The task:
Copy exactly the lines of the material below that run from the one containing "Output the component" through the one containing "import React from". Copy no other lines.

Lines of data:
===

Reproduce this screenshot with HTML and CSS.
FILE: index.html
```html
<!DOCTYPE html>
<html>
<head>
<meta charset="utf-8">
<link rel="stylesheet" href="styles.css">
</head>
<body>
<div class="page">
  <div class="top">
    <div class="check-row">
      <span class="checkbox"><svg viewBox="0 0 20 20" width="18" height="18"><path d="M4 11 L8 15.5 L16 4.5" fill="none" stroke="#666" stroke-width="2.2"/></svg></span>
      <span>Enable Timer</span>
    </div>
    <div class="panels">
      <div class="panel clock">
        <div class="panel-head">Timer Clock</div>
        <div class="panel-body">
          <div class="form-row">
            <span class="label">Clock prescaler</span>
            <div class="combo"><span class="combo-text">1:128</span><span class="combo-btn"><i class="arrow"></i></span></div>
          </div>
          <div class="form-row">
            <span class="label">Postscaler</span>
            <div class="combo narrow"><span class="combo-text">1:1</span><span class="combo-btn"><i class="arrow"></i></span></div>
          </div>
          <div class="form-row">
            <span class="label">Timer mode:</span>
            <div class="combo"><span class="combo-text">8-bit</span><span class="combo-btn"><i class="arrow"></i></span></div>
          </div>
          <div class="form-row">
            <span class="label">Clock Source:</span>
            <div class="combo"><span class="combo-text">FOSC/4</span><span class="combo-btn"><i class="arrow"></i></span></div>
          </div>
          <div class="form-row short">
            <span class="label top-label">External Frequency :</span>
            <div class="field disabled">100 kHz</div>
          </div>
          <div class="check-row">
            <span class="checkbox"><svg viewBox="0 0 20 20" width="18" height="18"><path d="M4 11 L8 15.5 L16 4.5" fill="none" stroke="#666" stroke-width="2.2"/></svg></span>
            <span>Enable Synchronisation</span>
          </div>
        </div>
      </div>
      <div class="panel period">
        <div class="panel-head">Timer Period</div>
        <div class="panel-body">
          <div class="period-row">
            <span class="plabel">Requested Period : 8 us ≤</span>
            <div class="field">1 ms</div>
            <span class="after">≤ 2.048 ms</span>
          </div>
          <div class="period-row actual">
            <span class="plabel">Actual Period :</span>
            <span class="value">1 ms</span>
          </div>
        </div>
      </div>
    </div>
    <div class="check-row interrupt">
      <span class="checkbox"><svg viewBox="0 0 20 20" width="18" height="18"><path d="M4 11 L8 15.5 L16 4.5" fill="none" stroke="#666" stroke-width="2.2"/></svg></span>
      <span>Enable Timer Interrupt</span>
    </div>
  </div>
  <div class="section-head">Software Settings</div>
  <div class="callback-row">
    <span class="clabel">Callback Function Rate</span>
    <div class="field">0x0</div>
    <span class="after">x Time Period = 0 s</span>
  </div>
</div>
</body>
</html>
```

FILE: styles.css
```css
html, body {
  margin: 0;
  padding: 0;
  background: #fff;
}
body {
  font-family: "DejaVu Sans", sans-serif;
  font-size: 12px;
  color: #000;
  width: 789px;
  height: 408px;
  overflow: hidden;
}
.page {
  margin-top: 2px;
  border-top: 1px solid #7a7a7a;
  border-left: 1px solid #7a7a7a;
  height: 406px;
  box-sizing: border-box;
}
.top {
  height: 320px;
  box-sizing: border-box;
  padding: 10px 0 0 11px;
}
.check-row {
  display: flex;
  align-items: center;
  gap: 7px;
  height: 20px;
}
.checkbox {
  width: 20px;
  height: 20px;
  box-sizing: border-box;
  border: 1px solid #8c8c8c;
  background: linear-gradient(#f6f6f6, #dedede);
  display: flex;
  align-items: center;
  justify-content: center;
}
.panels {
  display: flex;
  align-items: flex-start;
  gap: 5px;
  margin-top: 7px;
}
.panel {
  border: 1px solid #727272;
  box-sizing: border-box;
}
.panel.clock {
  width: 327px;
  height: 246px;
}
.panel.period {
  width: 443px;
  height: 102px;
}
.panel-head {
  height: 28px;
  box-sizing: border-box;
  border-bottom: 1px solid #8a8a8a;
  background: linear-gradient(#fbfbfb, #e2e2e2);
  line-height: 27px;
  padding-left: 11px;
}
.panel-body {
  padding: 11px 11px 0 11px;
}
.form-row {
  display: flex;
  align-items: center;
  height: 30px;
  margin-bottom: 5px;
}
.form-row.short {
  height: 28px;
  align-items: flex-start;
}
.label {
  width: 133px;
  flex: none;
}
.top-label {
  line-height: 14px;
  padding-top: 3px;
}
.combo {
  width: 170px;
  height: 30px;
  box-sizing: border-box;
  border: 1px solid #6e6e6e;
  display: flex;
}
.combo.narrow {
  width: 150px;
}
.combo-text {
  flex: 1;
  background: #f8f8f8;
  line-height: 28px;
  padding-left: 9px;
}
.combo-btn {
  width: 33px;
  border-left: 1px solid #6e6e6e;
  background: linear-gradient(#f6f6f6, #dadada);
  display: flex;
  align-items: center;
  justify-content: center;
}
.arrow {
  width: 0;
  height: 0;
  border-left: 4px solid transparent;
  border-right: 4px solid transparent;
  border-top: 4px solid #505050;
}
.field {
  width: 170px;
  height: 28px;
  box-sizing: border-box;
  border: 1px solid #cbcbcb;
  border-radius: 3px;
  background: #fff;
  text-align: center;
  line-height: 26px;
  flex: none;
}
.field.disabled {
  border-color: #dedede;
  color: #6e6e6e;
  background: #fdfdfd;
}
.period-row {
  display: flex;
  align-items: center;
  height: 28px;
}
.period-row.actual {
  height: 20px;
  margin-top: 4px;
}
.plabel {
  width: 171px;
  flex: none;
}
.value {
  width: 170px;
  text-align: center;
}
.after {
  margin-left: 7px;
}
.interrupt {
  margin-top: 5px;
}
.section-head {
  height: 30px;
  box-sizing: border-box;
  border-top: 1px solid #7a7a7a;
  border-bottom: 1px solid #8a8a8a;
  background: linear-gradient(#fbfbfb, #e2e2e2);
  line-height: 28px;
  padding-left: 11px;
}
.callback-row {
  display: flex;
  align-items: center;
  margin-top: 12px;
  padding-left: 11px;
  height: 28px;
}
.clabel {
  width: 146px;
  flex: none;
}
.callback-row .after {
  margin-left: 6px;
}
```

===

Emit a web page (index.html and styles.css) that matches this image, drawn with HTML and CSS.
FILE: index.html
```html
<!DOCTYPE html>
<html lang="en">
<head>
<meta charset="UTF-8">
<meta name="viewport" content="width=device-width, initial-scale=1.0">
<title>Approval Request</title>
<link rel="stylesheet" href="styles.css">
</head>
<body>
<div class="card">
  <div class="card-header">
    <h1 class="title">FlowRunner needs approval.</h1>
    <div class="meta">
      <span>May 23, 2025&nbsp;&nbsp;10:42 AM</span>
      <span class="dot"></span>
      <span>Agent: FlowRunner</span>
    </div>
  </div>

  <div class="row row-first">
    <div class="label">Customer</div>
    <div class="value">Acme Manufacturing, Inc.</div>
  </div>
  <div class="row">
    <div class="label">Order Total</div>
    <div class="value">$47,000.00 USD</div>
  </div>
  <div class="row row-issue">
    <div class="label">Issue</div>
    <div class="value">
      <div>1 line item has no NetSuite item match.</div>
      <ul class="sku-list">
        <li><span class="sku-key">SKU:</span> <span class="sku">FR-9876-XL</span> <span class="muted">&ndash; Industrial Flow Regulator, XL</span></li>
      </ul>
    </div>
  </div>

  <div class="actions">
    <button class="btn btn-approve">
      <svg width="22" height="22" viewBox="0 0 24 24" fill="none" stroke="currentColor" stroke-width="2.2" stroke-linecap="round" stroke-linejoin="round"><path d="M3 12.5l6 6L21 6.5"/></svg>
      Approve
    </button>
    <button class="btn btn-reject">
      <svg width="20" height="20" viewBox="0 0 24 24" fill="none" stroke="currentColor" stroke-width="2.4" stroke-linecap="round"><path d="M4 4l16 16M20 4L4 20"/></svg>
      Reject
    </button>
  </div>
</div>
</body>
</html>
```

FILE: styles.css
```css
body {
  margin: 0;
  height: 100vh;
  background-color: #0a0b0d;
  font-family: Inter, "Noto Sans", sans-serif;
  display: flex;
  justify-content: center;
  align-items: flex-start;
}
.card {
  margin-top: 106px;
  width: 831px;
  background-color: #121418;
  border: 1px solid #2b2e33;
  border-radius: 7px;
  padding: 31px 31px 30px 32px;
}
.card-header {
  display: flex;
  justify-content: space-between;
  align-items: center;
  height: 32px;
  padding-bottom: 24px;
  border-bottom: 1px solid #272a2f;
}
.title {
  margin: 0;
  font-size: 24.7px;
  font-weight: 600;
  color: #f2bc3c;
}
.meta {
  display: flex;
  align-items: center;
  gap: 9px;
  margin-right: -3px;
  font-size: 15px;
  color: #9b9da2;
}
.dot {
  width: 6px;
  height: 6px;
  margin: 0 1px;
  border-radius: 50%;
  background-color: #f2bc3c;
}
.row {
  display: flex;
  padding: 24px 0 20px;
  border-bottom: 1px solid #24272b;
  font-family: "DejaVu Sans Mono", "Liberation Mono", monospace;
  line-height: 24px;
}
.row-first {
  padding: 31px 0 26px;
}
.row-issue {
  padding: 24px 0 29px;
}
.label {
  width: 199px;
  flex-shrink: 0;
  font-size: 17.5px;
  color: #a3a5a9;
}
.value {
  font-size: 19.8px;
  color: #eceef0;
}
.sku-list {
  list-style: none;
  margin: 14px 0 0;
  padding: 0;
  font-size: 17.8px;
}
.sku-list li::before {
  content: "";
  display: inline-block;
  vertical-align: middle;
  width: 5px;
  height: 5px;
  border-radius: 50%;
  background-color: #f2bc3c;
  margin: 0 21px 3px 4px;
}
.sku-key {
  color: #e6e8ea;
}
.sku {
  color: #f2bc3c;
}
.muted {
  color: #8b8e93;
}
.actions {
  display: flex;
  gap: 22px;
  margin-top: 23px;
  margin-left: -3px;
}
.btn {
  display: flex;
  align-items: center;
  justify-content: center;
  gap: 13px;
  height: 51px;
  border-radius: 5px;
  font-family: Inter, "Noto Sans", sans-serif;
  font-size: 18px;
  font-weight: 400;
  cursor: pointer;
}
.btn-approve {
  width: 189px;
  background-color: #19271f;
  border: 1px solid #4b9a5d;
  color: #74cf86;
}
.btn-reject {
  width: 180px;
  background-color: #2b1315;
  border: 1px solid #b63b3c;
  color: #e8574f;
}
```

===

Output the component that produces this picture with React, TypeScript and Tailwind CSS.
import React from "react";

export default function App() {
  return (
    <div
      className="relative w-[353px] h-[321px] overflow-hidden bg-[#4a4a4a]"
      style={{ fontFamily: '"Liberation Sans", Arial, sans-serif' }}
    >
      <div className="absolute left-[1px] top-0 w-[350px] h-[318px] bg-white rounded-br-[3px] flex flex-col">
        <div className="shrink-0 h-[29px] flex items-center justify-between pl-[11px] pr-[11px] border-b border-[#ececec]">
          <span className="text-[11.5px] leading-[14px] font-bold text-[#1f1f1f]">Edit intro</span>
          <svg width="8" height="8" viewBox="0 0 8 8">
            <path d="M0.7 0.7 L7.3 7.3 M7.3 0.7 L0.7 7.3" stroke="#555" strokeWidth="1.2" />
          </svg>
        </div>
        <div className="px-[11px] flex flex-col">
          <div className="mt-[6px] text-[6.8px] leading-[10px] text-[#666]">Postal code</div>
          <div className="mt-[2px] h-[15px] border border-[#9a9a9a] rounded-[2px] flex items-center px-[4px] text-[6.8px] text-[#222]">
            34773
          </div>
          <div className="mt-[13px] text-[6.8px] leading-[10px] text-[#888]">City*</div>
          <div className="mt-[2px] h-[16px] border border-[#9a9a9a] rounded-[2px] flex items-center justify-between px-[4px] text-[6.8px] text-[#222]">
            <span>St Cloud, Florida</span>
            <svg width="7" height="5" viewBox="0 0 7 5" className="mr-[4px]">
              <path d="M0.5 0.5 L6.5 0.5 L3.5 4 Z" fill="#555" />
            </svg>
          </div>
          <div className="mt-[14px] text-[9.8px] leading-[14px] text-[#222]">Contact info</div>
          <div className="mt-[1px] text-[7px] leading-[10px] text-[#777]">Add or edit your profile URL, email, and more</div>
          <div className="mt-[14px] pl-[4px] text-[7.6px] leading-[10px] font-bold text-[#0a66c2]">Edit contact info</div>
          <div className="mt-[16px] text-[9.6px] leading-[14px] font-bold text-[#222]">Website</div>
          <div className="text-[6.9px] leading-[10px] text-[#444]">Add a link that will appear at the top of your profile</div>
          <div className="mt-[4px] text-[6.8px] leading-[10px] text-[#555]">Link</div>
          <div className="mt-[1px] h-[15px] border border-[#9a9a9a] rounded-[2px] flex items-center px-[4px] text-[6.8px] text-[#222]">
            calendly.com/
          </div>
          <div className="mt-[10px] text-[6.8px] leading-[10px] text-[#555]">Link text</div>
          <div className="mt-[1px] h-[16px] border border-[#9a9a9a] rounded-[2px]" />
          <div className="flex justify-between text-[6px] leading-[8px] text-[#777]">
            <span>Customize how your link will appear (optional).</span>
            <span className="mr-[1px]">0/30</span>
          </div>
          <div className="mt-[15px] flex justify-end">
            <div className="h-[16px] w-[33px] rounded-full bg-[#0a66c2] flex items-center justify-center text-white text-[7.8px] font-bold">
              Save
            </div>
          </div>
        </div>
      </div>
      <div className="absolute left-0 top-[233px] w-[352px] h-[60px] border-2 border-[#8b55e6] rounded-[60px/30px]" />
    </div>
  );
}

===

Answer to this task:
Output the component that produces this picture with React, TypeScript and Tailwind CSS.
import React from "react";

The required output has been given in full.